Here’s an astonishing quote from Crista Wolf, who grew up under the Nazis and spent most of her life under the East German regime. She got to know a thing or two about how power works…
Apparently the approval and support of imagination is something we need in our lives. In other words, we need to be able to play with the possibilities left open. But at the same time something else is going on in us every day, every hour – a creeping, inevitable process of hardening petrification habit. Its particular target is memory.

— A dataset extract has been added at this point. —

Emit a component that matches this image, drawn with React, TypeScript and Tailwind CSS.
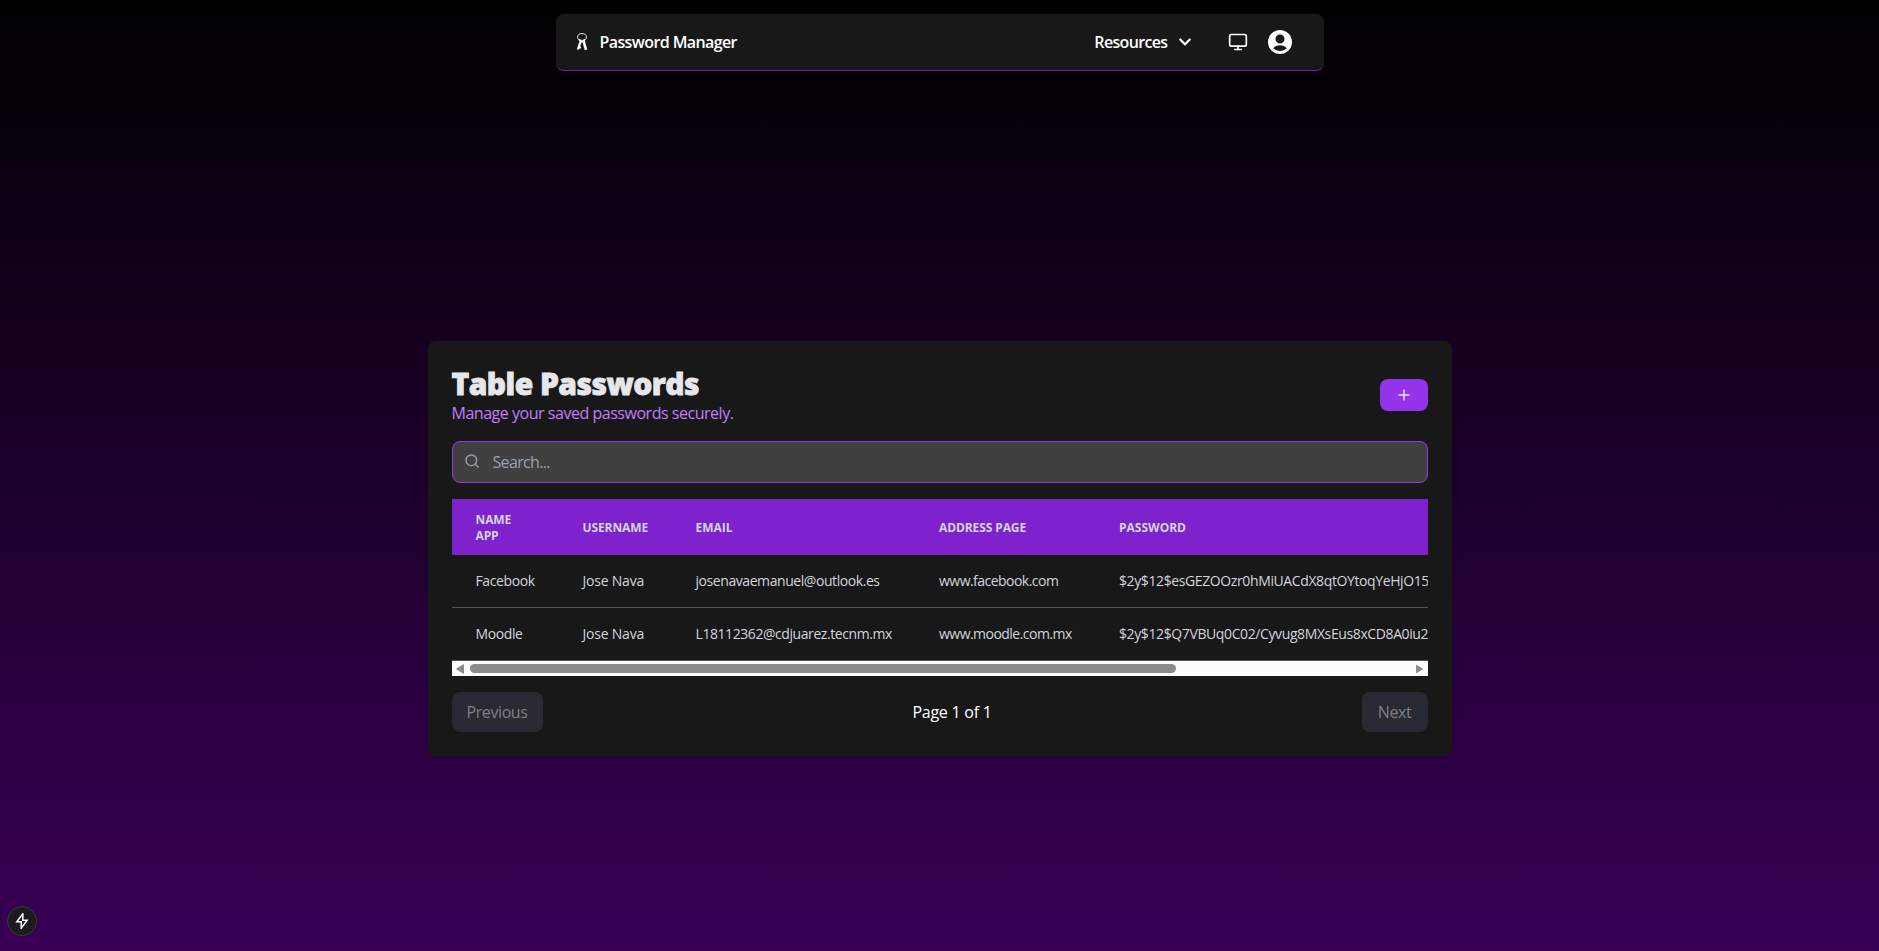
import { Monitor, Search } from "lucide-react";
import { FaChevronDown } from "react-icons/fa";

const columns = [
  { label: "NAME APP", width: "w-[107px]", tracking: "tracking-[-0.1px]" },
  { label: "USERNAME", width: "w-[113px]", tracking: "tracking-[-0.1px]" },
  { label: "EMAIL", width: "w-[243.500px]", tracking: "tracking-[0px]" },
  { label: "ADDRESS PAGE", width: "w-[180px]", tracking: "tracking-[-0.1px]" },
  { label: "PASSWORD", width: "w-[700px]", tracking: "tracking-[0px]" },
];

const rows = [
  ["Facebook", "Jose Nava", "josenavaemanuel@outlook.es", "www.facebook.com", "$2y$12$esGEZOOzr0hMiUACdX8qtOYtoqYeHjO15"],
  ["Moodle", "Jose Nava", "L18112362@cdjuarez.tecnm.mx", "www.moodle.com.mx", "$2y$12$Q7VBUq0C02/Cyvug8MXsEus8xCD8A0iu2"],
];

const cellTracking = [
  "tracking-[-0.4px]",
  "tracking-[-0.22px]",
  "tracking-[-0.43px]",
  "tracking-[-0.53px]",
  "tracking-[-0.39px]",
];

function KeysIcon() {
  return (
    <svg viewBox="0 0 12 18" className="h-[18px] w-3 fill-none stroke-white">
      <ellipse cx="6" cy="4" rx="4.400" ry="3.400" strokeWidth="0.900" />
      <path d="M4.800 8.200 1.800 16.500M3 12.800l1.300 2.600" strokeWidth="2.200" />
      <path d="M7.600 8.200 10 16.800" strokeWidth="2.600" />
      <path d="M2.800 6.300l3.600 2.900M9 6.300l-3.200 2.900" strokeWidth="1.600" />
    </svg>
  );
}

function Navbar() {
  return (
    <nav className="flex h-[57px] w-[768px] shrink-0 items-center rounded-lg border-b border-[#6b21a8] bg-[#181818] pr-8 pl-5 text-white">
      <KeysIcon />
      <span className="ml-3 text-[16px] font-semibold tracking-[-0.6px]">Password Manager</span>
      <span className="ml-auto text-[16px] font-semibold tracking-[-0.65px]">Resources</span>
      <FaChevronDown className="ml-[10px] size-[14px]" />
      <Monitor className="ml-[36px] size-5" strokeWidth={2} />
      <svg viewBox="0 0 24 24" className="ml-[20px] size-6" fill="currentColor">
        <path fillRule="evenodd" d="M12 0a12 12 0 1 0 0 24 12 12 0 0 0 0-24Zm0 4.500a4.500 4.500 0 1 1 0 9 4.500 4.500 0 0 1 0-9Zm-6.800 13.800c1.500-2 4.100-3.100 6.800-3.100s5.300 1.100 6.800 3.100A9 9 0 0 1 12 21a9 9 0 0 1-6.800-2.700Z" />
      </svg>
    </nav>
  );
}

function PasswordTable() {
  return (
    <div className="mt-4 w-full overflow-hidden">
      <div className="flex h-14 w-max items-center bg-[#7e22ce] pt-px text-[12px] leading-4 font-bold text-gray-300">
        {columns.map((c) => (
          <div key={c.label} className={`shrink-0 pr-12 pl-6 ${c.width} ${c.tracking}`}>
            {c.label}
          </div>
        ))}
      </div>
      {rows.map((row) => (
        <div key={row[0]} className="flex h-[53px] w-max items-center border-b border-[#525252] text-[14px] leading-5 text-gray-300">
          {row.map((cell, i) => (
            <div key={i} className={`shrink-0 pl-6 whitespace-nowrap ${cellTracking[i]} ${columns[i].width}`}>
              {cell}
            </div>
          ))}
        </div>
      ))}
      <div className="flex h-[15px] items-center bg-[#fcfcfc] px-1">
        <svg viewBox="0 0 8 10" className="h-[10px] w-2 fill-[#8b8b8b]">
          <path d="M7 0.500Q8 0 8 1V9Q8 10 7 9.500L0.500 5.600Q0 5 0.500 4.400Z" />
        </svg>
        <div className="ml-[6px] h-[9px] w-[706px] rounded-full bg-[#8b8b8b]" />
        <svg viewBox="0 0 8 10" className="mr-px ml-auto h-[10px] w-[7px] fill-[#8b8b8b]">
          <path d="M1 0.500Q0 0 0 1V9Q0 10 1 9.500L7.500 5.600Q8 5 7.500 4.400Z" />
        </svg>
      </div>
    </div>
  );
}

export default function App() {
  return (
    <div className="relative flex h-[951px] w-full flex-col items-center overflow-hidden bg-linear-to-b/srgb from-black to-[#390056] pt-[14px] font-['Open_Sans',sans-serif]">
      <Navbar />
      <main className="mt-[270px] flex h-[415px] w-[1024px] flex-col rounded-lg bg-[#181818] p-6 shadow-lg">
        <header className="mb-4 flex h-[60px] items-center justify-between">
          <div>
            <h1 className="pt-px text-[30px] leading-[35px] font-extrabold tracking-[-0.55px] text-gray-200 [-webkit-text-stroke:0.8px_#e5e7eb]">Table Passwords</h1>
            <p className="text-[16px] leading-6 tracking-[-0.47px] text-purple-400">Manage your saved passwords securely.</p>
          </div>
          <button className="flex h-8 w-12 items-center justify-center rounded-lg bg-[#9333ea]">
            <svg viewBox="0 0 12 12" className="size-3 stroke-gray-200" strokeWidth="1.500">
              <path d="M6 0.500v11M0.500 6h11" />
            </svg>
          </button>
        </header>
        <div className="flex h-[42px] shrink-0 items-center rounded-lg border border-[#9333ea] bg-[#404040] pl-[11px] text-gray-400">
          <Search className="mb-[3px] size-4" strokeWidth={2} />
          <span className="ml-[13px] text-[16px] tracking-[-0.65px]">Search...</span>
        </div>
        <PasswordTable />
        <footer className="mt-4 flex h-10 items-center justify-between text-[16px] tracking-[-0.42px]">
          <button className="h-10 w-[91px] rounded-lg bg-[#282b33] text-[#808080]">Previous</button>
          <span className="tracking-[-0.25px] text-white">Page 1 of 1</span>
          <button className="h-10 w-[66px] rounded-lg bg-[#282b33] text-[#808080]">Next</button>
        </footer>
      </main>
      <div className="absolute bottom-[15px] left-[7px] flex size-[30px] items-center justify-center rounded-full border border-[#3a3a3a] bg-[#1b1b1e]">
        <svg viewBox="0 0 16 16" className="size-4 fill-none stroke-white" strokeWidth="1.500">
          <path d="M8.800 0.800 2.800 8.800H7.200V15.200L13.200 7.200H8.800Z" />
        </svg>
      </div>
    </div>
  );
}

Everyone carries around a collection of coloured medallions bearing captions, which are partly funny, partly gruesome. On occasion, we take them out and show them to people because we need them to confirm the reassuringly unambiguous feelings that we have that the past events they commemorate.were beautiful, or ugly, good or evil. These medallions are to memory, what ossified lung tissue is to a tubercular patient or prejudices are to morality: once there was life, there, activity, but now they are encapsulated, shut down. Once you were afraid to touch them, you burned your fingers on them. Now they are cool and smooth. Some have been skillfully polished; some especially valuable pieces have cost years of work. Because there is a lot you have to forget, a lot you have to rethink and reinterpret before you can present yourself to advantage on each and every occasion. That’s what we need medallions for. I expect you know what I mean.
Memory is the name we commonly use when we take out these prettily-made craft items and pass them off to people as the genuine article so that we can learn their market value. compare them to what is currently on offer – and assuming they match it – Hear them pronounced the real thing.
It’s from an essay called “Reading and Writing”, in a collection called “The Author’s Dilemma”.